As an additional global note, we’re using a global variable bundle_name so that we can pass this information from one stage to another. This variable is computed using a shell script with the date and time of the run (the script is explained after it’s displayed).

You can find the groovy file of the pipeline in the zip: pipeline.groovy. In this file, you have the definition of the different stages and for each stage the details of the steps.

Let’s review those steps one by one.

PREPARE stage#

This stage is used to build a proper workspace. The main tasks are to get all the CI/CD files we need from your GitHub project and build the correct Python3 environment using the requirements.txt file.

PROJECT_VALIDATION stage#

This stage contains mostly Python scripts used to validate that the project respects internal rules for being production-ready. Any check can be performed at this stage, be it on the project structure, setup, or the coding parts, such as the code recipes or the project libraries.

Note that we’re using pytest capability to use command-line arguments by adding a conftest.py.

This is specific to each installation, but here are the main takeaways:

In this project, we will be using the pytest framework to run the tests and report the results to Jenkins. The conftest.py is used to load our command line options. The run_test.py file contains the actual tests, all being Python functions starting with TEST\_.
The checks we have:
- There is at least one test DSS scenario (name starts with TEST\_) and one named TEST_SMOKE.
- Code complexity of Python recipes is in acceptable ranges. We’re using radon for this (using pylint, flake8, or any other code inspection tool is of course also possible).

If this state is OK, we know we have a properly written project, and we can package it.

PACKAGE_BUNDLE stage#

The first part of this stage is using a Python script to create a bundle of the project using DSSProject.export_bundle, and then publish it to Project Deployer using DSSProject.publish_bundle.

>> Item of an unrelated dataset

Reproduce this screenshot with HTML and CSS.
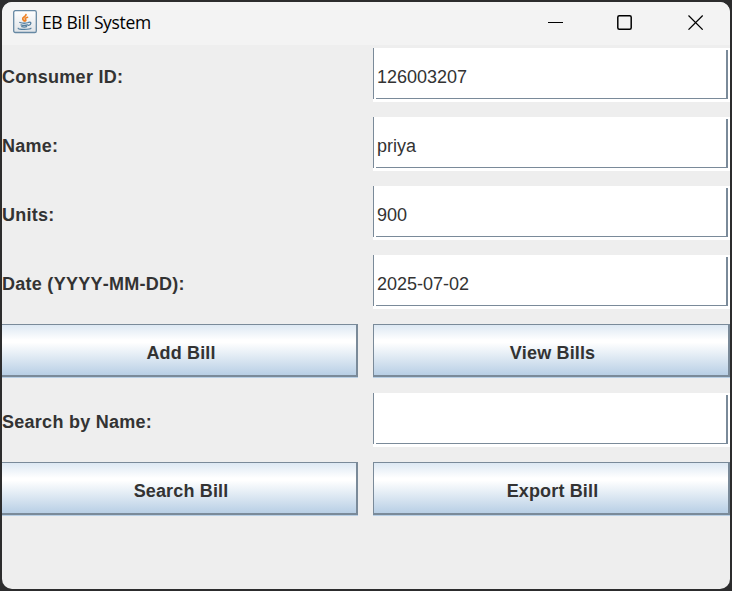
FILE: index.html
```
<!DOCTYPE html>
<html lang="en">
<head>
<meta charset="utf-8">
<title>EB Bill System</title>
<link rel="stylesheet" href="styles.css">
</head>
<body>
<main class="window">
  <header class="titlebar">
    <svg class="app-icon" width="24" height="24" viewBox="0 0 24 24">
      <defs><linearGradient id="tile" x2="0" y2="1"><stop stop-color="#fff"/><stop offset="1" stop-color="#dfe3e7"/></linearGradient></defs>
      <rect x=".7" y=".7" width="22.6" height="21.8" rx="1.600" fill="url(#tile)" stroke="#6688a3" stroke-width="1.3"/>
      <g fill="none" stroke-linecap="round">
        <path d="M13 4.500c.4 2-3.700 2.500-3.300 4.500.1 1 1.200 1.300 1.500 2M14.500 7.300c-2.600 1-2.800 1.500-1.800 2.300.3.5.1.900-.3 1.300" stroke="#ee8124" stroke-width="1.700"/>
        <path d="M6.800 12.500c2 .7 6.700.7 8.700 0M8 14.900c2 .6 4.900.6 6.700 0M8.700 16.700c1.700.5 3.600.5 5 0M15.800 12.300c3-.8 2.600 2.400-.2 3" stroke="#557f9f" stroke-width="1.300"/>
        <path d="M5.200 18.200c-.5 1.500 12 1.500 12.800 0" stroke="#557f9f" stroke-width="1.200"/>
      </g>
    </svg>
    <h1 class="title">EB Bill System</h1>
    <div class="controls">
      <svg class="control" width="16" height="16" viewBox="0 0 16 16"><path d="M0 8.500h15" shape-rendering="crispEdges" stroke-width="1"/></svg>
      <svg class="control maximize" width="16" height="16" viewBox="0 0 16 16"><rect x=".8" y="1.800" width="13.400" height="13.400" rx="1.500"/></svg>
      <svg class="control" width="16" height="16" viewBox="0 0 16 16"><path d="M.5 1.500l14.200 14.200M14.700 1.500L.5 15.700"/></svg>
    </div>
  </header>
  <form class="form">
    <label class="label" for="consumer">Consumer ID:</label>
    <div class="field"><input class="input" id="consumer" value="126003207"></div>
    <label class="label" for="name">Name:</label>
    <div class="field"><input class="input" id="name" value="priya"></div>
    <label class="label" for="units">Units:</label>
    <div class="field"><input class="input" id="units" value="900"></div>
    <label class="label" for="date">Date (YYYY-MM-DD):</label>
    <div class="field"><input class="input" id="date" value="2025-07-02"></div>
    <button class="button button-left" type="button">Add Bill</button>
    <button class="button" type="button">View Bills</button>
    <label class="label" for="search">Search by Name:</label>
    <div class="field"><input class="input" id="search"></div>
    <button class="button button-left" type="button">Search Bill</button>
    <button class="button" type="button">Export Bill</button>
  </form>
</main>
</body>
</html>
```
FILE: styles.css
```
* { box-sizing: border-box; }

body {
  margin: 0;
  height: 591px;
  padding: 2px;
  overflow: hidden;
  background: #2c2c2d;
  font-family: "Liberation Sans", Arial, sans-serif;
}

.window {
  height: 587px;
  overflow: hidden;
  border-radius: 10px;
  background: #eee;
}

.titlebar {
  display: flex;
  align-items: flex-start;
  height: 43px;
  padding-left: 11px;
  background: #f3f3f3;
}

.app-icon { margin-top: 8px; }

.title {
  margin: 7px 0 0 5px;
  font: 400 17.500px/26px "Open Sans", "Noto Sans", sans-serif;
  letter-spacing: -0.35px;
  color: #000;
  white-space: nowrap;
}

.controls {
  display: flex;
  gap: 55px;
  margin: 12px 26px 0 auto;
}

.control {
  fill: none;
  stroke: #000;
  stroke-width: 1.2;
}

.control:first-child { margin-right: -2px; }
.maximize { stroke-width: 1.5; }

.form {
  display: grid;
  grid-template-columns: 356px 357px;
  grid-auto-rows: 54px;
  gap: 15px;
  padding-top: 3px;
}

.label {
  padding-top: 3px;
  font-size: 18px;
  font-weight: 700;
  line-height: 52px;
  letter-spacing: 0.27px;
  font-kerning: none;
  color: #333;
}

.field {
  padding: 0 2px 3px 0;
  background: linear-gradient(#7a8a99, #7a8a99) 0 0 / 1px 51px no-repeat, #fff;
}

.input {
  display: block;
  width: 352px;
  height: 51px;
  margin-left: 3px;
  padding: 9px 0 0 1px;
  border: 0;
  border-bottom: 1px solid #7a8a99;
  border-radius: 0;
  background: linear-gradient(#7a8a99, #7a8a99) 100% 2px / 2px 49px no-repeat;
  font: 18px/41px "Liberation Sans", Arial, sans-serif;
  color: #333;
  outline: 0;
}

.button {
  height: 53px;
  padding: 6px 0 0 3px;
  border: solid #7a8a99;
  border-width: 1px 2px 2px 1px;
  border-radius: 0;
  background: linear-gradient(#dde8f3 0%, #fff 30%, #fff 35%, #b8cfe5 100%);
  box-shadow: 0 1px #b8cfe5;
  font: 700 18px/44px "Liberation Sans", Arial, sans-serif;
  letter-spacing: 0.15px;
  font-kerning: none;
  color: #333;
}

.button-left {
  padding-left: 4px;
  border-left: 0;
}
```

For archiving purposes, we’re also downloading a zip file of the bundle and publishing to our Artifactory repository “generic-local/dss_bundle/”. Note the stage will fail if no file is published (the “failNoOp: true” option) so there is no need for an extra check.

PREPROD_TEST stage#

In this stage, we’re deploying the bundle produced at the previous stage on our DSS PREPROD instance, and then running tests.

The bundle deployment is done in import_bundle.py:

We search if the project is already deployed or not. If it’s deployed, we just update the bundle to use, and if it’s not, we create a brand new deployment.
We request Project Deployer to deploy this new bundle using DSSProjectDeployerDeployment.start_update

In this example, we consider connection mappings to be already valid as Project Deployer allows a default remapping to be defined at Infrastructure level, and this should cover most needs.

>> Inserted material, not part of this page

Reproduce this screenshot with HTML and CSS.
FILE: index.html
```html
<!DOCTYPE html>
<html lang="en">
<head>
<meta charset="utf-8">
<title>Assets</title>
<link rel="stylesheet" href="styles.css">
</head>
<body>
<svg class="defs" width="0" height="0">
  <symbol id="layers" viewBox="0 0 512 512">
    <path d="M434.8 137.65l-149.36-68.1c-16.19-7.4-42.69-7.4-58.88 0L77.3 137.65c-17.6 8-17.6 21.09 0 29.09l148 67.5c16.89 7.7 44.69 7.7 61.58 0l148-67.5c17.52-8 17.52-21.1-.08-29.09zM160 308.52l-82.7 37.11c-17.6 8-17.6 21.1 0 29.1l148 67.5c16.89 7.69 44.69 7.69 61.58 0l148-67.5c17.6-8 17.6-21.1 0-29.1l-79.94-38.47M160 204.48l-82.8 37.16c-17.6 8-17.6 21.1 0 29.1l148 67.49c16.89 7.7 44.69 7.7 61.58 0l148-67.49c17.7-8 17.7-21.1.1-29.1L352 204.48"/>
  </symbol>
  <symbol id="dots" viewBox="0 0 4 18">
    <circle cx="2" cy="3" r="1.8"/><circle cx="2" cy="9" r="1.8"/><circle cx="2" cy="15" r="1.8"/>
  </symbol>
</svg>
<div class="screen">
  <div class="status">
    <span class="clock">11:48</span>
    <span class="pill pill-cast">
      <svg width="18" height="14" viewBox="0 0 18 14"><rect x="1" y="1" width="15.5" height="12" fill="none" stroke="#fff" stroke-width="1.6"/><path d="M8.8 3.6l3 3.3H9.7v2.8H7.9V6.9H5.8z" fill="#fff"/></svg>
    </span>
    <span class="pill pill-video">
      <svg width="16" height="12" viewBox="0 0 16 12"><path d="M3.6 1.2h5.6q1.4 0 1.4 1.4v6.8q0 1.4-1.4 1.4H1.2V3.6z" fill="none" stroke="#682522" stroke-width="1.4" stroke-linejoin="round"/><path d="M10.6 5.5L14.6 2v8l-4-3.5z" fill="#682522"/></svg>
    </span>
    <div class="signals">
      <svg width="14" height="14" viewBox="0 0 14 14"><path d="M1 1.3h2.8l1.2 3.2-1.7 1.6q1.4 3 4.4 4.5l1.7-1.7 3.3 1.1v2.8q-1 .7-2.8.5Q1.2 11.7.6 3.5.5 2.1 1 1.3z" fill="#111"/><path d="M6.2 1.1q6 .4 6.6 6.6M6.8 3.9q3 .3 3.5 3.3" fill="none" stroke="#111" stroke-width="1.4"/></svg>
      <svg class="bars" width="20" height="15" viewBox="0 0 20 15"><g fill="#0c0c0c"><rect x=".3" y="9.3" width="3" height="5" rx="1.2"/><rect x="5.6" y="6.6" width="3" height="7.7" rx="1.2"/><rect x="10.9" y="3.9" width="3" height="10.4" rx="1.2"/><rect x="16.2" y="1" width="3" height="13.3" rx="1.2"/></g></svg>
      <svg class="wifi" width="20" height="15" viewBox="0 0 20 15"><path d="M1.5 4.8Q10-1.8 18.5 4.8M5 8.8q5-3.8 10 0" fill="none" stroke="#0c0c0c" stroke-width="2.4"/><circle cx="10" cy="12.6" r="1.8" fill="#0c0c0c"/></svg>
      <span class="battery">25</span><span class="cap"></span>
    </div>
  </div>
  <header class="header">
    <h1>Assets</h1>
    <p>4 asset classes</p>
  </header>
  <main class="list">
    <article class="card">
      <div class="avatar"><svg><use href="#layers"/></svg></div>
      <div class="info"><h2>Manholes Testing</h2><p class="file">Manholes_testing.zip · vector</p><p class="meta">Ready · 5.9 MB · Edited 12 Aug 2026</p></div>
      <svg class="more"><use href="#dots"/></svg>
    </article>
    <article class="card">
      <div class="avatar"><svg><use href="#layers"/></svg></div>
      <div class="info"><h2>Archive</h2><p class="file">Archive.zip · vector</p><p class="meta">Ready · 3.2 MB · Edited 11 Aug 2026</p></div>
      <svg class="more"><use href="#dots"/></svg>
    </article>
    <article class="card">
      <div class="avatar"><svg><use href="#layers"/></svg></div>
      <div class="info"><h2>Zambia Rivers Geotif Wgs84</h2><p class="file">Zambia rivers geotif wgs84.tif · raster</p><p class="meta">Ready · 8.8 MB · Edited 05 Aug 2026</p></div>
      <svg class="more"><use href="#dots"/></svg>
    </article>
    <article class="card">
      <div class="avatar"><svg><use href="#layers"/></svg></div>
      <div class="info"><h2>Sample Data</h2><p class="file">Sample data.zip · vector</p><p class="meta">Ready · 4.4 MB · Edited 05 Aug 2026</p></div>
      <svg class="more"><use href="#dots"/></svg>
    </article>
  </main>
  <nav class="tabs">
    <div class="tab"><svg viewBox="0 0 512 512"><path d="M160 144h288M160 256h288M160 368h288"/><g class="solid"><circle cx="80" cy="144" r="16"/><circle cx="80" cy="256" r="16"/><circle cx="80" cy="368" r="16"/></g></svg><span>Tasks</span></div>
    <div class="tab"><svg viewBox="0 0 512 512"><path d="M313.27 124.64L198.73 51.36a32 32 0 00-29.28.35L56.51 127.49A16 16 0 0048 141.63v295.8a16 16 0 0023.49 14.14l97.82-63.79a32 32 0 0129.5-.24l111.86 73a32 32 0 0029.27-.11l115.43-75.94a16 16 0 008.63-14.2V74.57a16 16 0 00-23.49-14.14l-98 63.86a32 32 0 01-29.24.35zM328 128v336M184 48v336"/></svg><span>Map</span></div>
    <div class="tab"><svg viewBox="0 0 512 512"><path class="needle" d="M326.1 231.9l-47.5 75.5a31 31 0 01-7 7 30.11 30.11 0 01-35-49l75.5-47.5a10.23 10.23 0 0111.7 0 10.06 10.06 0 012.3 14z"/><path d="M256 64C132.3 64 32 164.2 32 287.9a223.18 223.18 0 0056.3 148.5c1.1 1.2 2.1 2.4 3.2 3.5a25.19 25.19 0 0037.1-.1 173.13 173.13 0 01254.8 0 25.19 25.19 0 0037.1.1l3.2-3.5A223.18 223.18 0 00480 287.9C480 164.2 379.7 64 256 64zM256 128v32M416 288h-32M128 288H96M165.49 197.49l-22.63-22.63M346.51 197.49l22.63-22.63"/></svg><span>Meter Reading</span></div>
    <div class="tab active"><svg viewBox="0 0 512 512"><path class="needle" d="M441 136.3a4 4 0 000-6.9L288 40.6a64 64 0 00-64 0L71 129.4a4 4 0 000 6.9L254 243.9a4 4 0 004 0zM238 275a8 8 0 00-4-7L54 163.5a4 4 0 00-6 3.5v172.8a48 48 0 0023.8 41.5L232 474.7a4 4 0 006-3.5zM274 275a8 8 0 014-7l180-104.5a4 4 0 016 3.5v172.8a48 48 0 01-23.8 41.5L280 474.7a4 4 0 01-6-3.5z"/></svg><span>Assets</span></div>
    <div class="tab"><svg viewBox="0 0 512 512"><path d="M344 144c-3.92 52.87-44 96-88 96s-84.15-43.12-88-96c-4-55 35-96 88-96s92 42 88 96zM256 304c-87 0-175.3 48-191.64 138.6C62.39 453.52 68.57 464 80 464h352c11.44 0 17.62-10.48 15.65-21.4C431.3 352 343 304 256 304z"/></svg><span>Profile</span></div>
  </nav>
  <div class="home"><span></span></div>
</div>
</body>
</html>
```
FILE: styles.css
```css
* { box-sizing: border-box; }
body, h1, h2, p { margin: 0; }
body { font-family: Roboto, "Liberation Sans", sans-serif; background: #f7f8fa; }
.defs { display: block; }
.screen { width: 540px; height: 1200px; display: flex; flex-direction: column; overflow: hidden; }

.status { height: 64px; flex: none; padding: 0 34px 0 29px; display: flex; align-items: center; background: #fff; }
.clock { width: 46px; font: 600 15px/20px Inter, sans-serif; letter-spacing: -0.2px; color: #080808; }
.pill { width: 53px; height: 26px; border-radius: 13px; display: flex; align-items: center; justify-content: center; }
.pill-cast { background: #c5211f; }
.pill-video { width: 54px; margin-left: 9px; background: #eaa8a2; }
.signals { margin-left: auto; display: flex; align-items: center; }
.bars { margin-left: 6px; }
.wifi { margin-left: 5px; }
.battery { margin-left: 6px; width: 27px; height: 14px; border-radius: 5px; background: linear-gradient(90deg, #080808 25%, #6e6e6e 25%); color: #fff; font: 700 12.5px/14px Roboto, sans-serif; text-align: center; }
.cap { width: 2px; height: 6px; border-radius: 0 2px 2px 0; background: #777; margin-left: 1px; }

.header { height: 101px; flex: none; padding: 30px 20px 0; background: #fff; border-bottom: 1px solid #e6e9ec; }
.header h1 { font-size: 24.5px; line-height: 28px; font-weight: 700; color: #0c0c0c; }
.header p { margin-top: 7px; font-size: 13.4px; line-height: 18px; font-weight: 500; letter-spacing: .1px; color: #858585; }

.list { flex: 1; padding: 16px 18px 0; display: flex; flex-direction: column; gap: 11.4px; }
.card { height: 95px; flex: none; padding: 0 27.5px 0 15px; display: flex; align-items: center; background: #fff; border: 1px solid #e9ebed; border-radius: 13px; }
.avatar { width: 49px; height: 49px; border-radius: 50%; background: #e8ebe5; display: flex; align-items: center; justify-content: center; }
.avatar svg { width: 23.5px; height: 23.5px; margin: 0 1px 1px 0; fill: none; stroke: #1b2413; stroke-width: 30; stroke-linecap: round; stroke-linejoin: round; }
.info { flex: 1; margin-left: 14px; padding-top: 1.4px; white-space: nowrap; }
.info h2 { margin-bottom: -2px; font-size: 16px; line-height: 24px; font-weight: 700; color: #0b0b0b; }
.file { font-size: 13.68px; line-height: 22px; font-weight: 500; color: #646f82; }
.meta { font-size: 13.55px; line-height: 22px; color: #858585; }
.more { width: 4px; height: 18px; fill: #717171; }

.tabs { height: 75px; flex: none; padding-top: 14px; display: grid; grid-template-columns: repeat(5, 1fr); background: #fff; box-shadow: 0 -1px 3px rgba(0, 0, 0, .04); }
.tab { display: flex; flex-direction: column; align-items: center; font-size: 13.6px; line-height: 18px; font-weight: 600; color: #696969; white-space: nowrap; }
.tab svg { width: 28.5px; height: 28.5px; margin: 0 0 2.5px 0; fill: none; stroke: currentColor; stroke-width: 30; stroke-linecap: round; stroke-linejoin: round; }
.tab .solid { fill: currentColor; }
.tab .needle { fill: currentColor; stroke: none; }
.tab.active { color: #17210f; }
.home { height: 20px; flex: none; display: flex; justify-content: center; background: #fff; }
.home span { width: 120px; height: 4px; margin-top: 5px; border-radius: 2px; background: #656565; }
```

The following script run_test.py executes all the scenarios named TEST_XXX and fails if a result isn’t a success.

This pytest configuration has an additional twist. If you have only one test running all the TEST_XXX scenarios, they will be reported to Jenkins as a single test–successful or failed.

Here, we make this nicer by dynamically creating one unit test per scenario. In the final report, we will have one report per scenario executed, making the report more meaningful. This requires some understanding of pytest parameterization. Note that you can perfectly keep one test that will run all your scenarios if you aren’t feeling at ease with this.

DEPLOY_TO_PROD stage#

The previous stage verified we have a valid package. It’s time to move it to production!

We have one Python script that’s going to deploy the bundle on the production Automation node, and then execute the TEST_SMOKE scenario. In case of failure, a rollback to the previous bundle is executed. In detail:

Same as for the pre-production deployment, we find or create a deployment on the production node (saving the currently running bundle id in case of update, for the rollback).
We ask Project Deployer to deploy the bundle.
To ensure the new bundle is working, we execute the TEST_SMOKE scenario.
If the deployment or TEST_SMOKE fails, we perform the rollback by re-deploying the previous bundle.

Post actions#

The Post Actions phase allows us to clean locally downloaded zip files and publish all test xUnit reports in Jenkins to have a nice test report. Those reports were produced all along the pipeline by pytest and are here aggregated into a single view to have something like:

Sample usage#

Now we have seen step-by-step how to build a solid CI/CD pipeline with Jenkins. If you want to use this and adapt it to your setup, here is a checklist of what you need to do:

Have your Jenkins, Artifactory, and Dataiku nodes installed and running.
Make sure to have Python 3 installed on your Jenkins executor.
Get all the Python scripts for the project and put it in your own source code repository.
Create a new pipeline project in your Jenkins:
- Add the variables as project parameters and set them as default values according to your setup.
- Copy/paste the pipeline.groovy as Pipeline script.
In the pipeline, set up your source code repository in the PREPARE stage.
Hit Build with parameters.

Ideas for improvements#

You can of course improve this startup kit and here are some ideas:

Define a trigger for your pipeline:
- A time trigger, to run the pipeline every day for example
- A Jenkins GUI manual trigger where users connect to Jenkins and trigger the job
- An API trigger, by calling Jenkins from a Dataiku webapp, scenario, or a macro (using Generic Webhook Trigger | Jenkins plugin or Remote Access API)
You can also add a manual sign-off in this process if you aren’t confident. The easiest way is to use the Jenkins manual input step.

And of course, add as many test scenarios as possible that will ensure a reliable continuous deployment.